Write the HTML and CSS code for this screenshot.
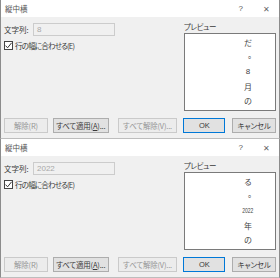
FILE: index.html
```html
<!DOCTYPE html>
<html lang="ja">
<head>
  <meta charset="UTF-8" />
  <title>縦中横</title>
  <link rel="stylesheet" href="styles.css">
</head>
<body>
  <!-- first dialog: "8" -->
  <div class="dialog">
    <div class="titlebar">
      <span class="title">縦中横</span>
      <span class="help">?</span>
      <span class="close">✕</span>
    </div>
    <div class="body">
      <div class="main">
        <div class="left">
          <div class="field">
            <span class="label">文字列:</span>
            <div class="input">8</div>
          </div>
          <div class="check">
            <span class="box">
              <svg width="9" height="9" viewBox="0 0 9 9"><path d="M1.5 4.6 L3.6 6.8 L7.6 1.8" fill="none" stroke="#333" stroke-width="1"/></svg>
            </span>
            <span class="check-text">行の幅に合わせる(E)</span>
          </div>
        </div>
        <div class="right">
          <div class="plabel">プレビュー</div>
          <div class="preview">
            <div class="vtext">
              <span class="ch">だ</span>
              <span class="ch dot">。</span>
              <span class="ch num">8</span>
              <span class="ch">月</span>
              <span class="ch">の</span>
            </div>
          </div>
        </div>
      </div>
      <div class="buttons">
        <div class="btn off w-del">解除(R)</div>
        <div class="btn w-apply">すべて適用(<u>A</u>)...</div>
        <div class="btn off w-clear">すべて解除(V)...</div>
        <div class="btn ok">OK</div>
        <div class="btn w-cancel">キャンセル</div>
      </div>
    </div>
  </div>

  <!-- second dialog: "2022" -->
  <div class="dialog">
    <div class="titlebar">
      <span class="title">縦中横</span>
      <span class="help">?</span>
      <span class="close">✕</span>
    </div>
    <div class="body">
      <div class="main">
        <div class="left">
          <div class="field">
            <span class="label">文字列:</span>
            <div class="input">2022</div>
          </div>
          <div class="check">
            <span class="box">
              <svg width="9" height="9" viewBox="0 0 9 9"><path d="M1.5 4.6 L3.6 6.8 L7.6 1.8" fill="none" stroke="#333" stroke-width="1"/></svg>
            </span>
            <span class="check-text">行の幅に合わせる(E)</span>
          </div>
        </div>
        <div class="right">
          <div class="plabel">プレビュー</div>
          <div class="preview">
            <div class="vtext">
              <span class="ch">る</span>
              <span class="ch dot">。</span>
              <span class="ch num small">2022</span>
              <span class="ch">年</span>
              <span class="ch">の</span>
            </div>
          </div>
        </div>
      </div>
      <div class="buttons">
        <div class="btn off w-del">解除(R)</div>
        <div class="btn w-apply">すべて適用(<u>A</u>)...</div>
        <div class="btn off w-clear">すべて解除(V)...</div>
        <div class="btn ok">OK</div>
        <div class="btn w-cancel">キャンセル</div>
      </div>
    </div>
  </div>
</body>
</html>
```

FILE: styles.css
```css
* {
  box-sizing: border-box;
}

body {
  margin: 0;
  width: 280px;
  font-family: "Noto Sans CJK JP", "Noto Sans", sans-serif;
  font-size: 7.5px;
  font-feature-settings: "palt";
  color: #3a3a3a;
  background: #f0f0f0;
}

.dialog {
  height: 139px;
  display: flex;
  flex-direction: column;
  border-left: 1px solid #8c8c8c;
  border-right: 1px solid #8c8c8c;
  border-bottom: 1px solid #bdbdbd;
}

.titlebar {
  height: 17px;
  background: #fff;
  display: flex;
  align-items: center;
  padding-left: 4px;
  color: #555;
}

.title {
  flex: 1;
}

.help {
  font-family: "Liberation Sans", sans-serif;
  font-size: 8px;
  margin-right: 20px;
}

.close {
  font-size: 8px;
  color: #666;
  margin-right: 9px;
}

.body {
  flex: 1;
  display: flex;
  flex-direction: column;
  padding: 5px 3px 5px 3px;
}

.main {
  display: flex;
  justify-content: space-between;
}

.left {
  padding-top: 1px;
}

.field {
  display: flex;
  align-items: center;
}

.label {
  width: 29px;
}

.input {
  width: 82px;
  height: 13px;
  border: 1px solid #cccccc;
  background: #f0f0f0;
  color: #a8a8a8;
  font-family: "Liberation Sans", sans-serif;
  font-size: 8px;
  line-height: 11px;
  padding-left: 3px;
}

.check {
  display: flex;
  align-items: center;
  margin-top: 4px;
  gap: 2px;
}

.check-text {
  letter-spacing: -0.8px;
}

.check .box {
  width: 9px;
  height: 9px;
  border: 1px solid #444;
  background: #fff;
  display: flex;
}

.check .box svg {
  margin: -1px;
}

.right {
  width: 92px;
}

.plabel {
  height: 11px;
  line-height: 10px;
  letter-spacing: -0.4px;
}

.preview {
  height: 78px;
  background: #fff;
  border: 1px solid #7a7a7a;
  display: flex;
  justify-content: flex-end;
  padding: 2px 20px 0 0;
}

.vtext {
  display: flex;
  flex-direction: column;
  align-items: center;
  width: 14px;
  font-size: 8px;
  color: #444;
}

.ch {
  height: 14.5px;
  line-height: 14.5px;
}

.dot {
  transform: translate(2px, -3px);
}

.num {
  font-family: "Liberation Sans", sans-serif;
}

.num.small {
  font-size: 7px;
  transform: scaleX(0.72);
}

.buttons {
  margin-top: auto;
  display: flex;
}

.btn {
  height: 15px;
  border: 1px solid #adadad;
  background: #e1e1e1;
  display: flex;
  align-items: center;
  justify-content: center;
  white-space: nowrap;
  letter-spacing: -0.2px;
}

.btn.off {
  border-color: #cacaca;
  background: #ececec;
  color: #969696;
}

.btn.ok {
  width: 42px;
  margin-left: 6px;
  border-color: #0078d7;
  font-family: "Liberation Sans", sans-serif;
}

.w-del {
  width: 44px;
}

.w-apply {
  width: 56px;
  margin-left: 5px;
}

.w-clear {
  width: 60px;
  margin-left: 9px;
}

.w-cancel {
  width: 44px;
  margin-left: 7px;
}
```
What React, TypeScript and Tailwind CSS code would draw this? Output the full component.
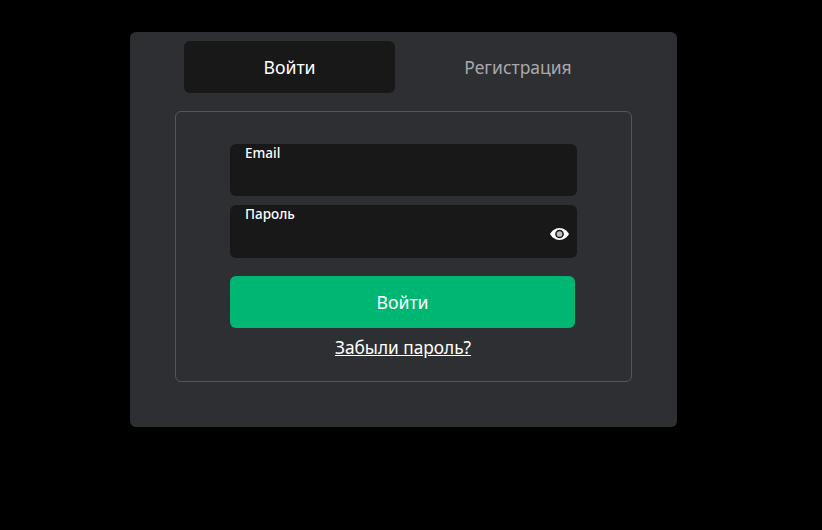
# # # # #
Filter the listing for the word "this" and copy every line that holds it.

Write the HTML and CSS code for this screenshot.
What React, TypeScript and Tailwind CSS code would draw this? Output the full component.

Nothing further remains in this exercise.